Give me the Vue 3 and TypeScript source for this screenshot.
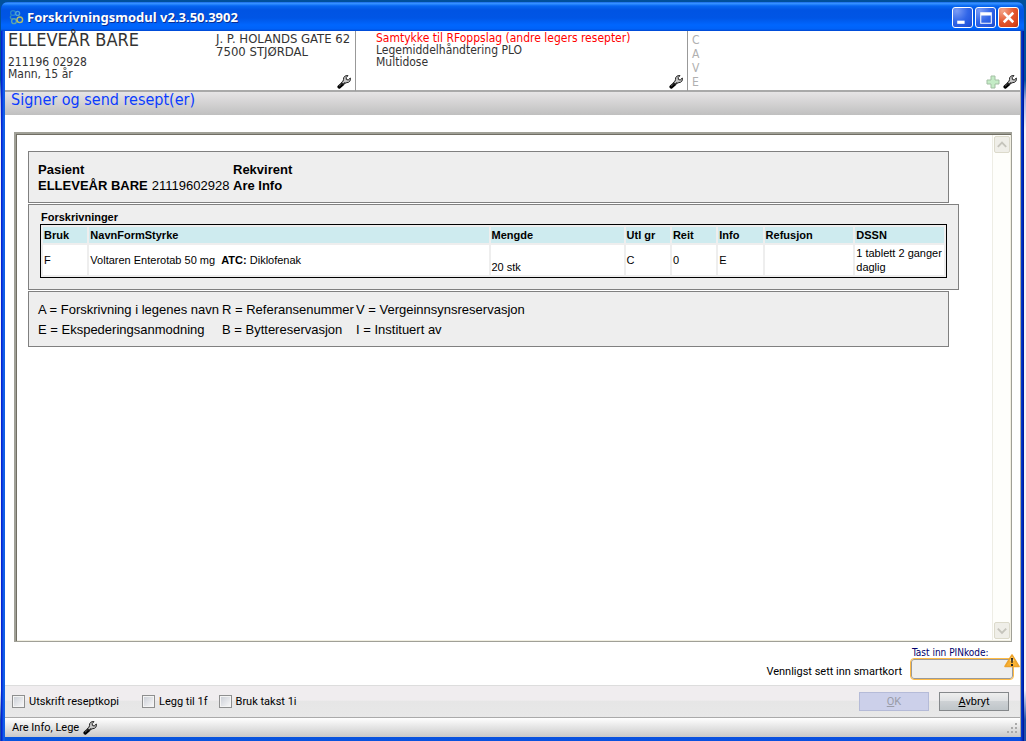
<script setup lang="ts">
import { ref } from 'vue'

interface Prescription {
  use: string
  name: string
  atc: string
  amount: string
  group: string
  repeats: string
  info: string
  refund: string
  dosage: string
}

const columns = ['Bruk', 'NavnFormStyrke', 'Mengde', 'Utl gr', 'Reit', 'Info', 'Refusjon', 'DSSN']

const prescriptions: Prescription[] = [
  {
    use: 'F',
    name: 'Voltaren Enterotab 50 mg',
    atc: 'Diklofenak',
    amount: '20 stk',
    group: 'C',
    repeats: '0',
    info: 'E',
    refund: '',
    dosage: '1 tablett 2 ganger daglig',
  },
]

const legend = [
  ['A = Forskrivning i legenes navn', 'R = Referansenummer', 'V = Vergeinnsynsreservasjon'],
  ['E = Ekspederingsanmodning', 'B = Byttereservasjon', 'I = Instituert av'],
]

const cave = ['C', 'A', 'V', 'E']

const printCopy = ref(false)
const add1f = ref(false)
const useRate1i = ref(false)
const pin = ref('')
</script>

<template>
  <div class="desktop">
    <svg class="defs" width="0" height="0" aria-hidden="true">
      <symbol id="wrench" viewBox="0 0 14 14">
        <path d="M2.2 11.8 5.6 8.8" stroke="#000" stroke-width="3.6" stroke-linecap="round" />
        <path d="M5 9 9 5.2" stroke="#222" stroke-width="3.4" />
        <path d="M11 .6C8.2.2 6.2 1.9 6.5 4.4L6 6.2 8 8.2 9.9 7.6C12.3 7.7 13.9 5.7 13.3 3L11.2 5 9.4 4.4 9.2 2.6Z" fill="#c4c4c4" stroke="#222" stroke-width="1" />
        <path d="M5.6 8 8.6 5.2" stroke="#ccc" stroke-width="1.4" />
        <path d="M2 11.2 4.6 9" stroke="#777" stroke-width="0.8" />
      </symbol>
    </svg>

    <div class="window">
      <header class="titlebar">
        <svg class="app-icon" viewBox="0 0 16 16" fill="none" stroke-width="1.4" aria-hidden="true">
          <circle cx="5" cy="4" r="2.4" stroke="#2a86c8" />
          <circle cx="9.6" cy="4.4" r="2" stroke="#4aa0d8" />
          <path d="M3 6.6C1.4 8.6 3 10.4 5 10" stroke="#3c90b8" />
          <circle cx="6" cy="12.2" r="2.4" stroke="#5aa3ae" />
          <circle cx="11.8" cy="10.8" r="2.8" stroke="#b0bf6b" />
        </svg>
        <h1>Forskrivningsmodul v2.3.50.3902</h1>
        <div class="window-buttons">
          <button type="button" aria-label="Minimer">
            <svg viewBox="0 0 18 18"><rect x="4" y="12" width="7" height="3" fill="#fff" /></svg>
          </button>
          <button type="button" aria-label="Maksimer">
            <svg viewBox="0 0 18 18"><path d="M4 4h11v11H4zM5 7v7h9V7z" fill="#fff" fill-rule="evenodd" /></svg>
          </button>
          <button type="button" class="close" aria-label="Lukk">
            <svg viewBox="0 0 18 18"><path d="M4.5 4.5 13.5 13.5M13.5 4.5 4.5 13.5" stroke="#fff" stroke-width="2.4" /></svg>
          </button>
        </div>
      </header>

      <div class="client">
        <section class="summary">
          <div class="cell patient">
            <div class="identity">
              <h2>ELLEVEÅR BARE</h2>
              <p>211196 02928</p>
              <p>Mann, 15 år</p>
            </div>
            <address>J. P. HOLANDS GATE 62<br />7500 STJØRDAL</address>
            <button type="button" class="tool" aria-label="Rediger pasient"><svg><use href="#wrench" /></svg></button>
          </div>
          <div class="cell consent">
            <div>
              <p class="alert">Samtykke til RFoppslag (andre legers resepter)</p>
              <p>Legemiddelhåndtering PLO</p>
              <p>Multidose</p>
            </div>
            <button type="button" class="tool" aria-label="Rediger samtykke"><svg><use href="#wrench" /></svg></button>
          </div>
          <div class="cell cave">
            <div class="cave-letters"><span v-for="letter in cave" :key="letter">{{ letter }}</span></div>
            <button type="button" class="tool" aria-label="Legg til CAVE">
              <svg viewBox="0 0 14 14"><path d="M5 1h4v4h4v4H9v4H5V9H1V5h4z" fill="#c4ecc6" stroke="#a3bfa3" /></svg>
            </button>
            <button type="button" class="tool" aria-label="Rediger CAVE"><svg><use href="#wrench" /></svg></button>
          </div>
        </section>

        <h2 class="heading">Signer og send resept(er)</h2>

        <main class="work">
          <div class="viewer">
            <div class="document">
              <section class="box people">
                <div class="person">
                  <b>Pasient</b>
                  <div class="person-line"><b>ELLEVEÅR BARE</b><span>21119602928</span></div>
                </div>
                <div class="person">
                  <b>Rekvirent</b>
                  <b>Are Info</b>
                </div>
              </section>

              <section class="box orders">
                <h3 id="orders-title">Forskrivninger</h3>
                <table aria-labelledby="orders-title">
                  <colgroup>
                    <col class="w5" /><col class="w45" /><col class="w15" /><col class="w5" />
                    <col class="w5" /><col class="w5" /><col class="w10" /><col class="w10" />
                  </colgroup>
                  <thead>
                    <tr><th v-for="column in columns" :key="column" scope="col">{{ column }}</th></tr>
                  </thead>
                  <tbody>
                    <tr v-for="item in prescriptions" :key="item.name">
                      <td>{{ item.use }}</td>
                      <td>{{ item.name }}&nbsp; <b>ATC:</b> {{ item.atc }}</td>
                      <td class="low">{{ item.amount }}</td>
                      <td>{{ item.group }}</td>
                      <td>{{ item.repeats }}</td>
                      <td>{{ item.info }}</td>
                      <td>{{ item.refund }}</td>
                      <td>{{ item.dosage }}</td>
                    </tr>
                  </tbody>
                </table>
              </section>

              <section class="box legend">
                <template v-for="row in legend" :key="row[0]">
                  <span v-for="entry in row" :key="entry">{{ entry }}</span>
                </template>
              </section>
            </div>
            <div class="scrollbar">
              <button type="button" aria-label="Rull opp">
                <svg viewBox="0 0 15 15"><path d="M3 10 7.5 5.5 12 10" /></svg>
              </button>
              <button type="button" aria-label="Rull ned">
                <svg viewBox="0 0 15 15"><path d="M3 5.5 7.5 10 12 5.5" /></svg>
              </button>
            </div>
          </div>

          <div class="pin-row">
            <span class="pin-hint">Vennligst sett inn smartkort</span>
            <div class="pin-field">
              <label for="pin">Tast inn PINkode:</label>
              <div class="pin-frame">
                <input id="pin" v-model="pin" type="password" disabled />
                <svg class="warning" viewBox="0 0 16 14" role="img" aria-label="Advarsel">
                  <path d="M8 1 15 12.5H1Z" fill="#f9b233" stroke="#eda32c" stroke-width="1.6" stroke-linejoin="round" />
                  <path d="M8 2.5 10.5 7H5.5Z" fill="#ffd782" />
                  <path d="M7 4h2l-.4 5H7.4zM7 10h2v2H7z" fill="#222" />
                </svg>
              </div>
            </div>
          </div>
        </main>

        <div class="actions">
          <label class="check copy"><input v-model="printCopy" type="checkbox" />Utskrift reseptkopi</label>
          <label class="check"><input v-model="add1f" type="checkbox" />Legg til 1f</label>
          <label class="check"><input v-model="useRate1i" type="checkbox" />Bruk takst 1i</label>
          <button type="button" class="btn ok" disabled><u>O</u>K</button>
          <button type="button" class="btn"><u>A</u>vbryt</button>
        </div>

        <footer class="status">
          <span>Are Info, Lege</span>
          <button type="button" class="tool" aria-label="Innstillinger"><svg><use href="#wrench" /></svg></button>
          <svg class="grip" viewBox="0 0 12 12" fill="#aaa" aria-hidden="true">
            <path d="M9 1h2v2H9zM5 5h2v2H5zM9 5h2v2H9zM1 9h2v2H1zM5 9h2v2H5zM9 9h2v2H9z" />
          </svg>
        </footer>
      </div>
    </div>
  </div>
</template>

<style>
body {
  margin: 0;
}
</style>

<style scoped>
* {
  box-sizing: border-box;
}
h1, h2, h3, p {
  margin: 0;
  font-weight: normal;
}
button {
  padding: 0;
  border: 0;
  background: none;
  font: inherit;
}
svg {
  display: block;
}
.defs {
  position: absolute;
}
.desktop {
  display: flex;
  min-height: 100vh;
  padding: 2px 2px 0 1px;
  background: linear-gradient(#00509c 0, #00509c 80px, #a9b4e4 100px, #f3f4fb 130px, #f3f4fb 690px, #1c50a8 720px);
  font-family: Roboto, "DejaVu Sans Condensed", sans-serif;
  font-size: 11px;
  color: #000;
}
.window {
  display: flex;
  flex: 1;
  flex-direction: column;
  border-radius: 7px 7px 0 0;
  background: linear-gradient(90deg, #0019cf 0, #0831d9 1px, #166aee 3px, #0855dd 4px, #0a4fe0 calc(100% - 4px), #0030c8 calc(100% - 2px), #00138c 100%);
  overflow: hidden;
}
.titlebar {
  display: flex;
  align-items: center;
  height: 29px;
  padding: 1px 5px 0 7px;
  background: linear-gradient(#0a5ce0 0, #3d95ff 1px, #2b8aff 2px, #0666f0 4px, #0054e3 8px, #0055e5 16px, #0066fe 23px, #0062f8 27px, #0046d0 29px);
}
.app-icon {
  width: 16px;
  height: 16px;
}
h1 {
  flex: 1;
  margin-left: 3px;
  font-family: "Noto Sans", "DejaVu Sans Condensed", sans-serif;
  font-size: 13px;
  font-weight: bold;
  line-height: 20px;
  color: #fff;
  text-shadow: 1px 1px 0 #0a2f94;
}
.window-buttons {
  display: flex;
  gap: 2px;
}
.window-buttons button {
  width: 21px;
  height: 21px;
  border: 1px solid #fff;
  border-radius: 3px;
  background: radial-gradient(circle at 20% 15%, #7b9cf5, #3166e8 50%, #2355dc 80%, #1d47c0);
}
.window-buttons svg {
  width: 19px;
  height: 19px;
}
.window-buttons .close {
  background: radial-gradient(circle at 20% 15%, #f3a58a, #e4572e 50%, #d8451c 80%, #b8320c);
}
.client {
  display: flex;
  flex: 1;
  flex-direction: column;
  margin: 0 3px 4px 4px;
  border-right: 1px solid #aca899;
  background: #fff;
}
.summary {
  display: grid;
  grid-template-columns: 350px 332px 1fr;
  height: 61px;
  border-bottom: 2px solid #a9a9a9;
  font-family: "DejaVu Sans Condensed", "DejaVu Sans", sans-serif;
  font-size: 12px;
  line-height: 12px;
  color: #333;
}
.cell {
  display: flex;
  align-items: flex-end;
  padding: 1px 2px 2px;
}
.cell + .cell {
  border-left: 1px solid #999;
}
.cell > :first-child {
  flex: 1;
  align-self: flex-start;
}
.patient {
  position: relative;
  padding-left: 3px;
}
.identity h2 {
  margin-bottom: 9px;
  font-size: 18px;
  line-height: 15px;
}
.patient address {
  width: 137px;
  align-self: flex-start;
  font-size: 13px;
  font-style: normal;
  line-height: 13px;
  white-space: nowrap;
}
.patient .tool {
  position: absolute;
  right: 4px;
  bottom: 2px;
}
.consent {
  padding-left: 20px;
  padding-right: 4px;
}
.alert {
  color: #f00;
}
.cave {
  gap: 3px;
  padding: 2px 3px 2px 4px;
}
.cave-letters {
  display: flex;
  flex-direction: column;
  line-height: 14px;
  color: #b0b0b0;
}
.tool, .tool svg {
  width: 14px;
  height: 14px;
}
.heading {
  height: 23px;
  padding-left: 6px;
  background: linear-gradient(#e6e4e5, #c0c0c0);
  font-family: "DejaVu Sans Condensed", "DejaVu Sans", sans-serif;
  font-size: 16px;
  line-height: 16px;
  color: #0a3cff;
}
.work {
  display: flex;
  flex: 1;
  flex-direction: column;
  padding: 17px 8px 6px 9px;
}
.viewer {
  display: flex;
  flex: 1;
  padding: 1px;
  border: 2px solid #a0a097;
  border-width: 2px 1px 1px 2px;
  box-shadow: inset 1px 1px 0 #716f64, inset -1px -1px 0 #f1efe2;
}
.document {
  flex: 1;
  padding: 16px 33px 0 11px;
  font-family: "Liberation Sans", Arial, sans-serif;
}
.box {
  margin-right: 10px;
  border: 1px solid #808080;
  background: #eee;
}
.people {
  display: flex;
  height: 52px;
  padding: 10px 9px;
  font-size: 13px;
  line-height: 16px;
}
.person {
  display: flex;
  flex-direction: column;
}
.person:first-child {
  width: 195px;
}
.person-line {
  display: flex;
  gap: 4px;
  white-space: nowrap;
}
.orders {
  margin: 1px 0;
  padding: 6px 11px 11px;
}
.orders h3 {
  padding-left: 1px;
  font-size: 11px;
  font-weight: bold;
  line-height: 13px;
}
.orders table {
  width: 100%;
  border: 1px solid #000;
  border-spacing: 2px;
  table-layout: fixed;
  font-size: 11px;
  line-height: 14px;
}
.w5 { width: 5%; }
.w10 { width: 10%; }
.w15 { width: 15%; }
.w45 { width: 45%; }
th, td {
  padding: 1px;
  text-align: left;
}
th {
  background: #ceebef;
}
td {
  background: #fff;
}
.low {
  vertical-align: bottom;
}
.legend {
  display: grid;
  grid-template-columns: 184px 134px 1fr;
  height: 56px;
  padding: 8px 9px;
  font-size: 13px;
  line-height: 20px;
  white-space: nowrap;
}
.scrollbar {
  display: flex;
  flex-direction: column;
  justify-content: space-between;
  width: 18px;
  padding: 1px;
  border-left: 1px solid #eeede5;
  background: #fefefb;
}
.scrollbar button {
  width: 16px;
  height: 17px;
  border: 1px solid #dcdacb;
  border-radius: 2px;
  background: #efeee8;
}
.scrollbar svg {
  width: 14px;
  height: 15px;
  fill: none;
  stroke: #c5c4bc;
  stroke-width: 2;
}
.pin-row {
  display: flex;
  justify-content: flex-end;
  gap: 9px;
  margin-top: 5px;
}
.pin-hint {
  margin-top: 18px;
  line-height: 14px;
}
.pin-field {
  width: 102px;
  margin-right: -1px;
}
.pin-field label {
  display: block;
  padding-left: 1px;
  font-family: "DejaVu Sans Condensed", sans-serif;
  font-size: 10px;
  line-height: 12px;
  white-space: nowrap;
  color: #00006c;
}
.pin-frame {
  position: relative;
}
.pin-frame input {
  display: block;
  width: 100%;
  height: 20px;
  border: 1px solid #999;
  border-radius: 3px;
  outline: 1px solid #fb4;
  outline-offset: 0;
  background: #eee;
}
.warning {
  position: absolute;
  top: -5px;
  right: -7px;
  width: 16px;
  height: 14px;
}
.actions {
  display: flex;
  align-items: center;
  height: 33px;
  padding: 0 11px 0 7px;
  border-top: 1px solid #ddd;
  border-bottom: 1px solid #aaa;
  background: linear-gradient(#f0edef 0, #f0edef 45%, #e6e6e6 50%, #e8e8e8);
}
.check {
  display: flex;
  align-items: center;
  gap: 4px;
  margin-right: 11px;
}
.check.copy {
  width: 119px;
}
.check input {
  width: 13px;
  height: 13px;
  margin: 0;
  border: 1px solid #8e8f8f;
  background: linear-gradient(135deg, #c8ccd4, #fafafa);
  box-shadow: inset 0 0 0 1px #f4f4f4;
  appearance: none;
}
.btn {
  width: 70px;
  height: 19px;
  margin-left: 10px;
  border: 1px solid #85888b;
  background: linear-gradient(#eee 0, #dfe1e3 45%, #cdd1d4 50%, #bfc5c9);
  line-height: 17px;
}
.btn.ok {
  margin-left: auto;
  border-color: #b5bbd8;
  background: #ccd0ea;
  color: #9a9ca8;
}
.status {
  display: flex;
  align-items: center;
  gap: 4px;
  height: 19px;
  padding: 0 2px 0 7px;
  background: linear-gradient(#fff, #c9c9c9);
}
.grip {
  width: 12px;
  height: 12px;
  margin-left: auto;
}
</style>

○ ○ ○ ○ ○ ○ ○

Work to complete
Everything from the top line of the data down to and including the line with "const columns = ['Bruk', 'NavnFormStyrke', 'Mengde', 'Utl" is to be copied, except the pictures.

Response below
Give me the Vue 3 and TypeScript source for this screenshot.
<script setup lang="ts">
import { ref } from 'vue'

interface Prescription {
  use: string
  name: string
  atc: string
  amount: string
  group: string
  repeats: string
  info: string
  refund: string
  dosage: string
}

const columns = ['Bruk', 'NavnFormStyrke', 'Mengde', 'Utl gr', 'Reit', 'Info', 'Refusjon', 'DSSN']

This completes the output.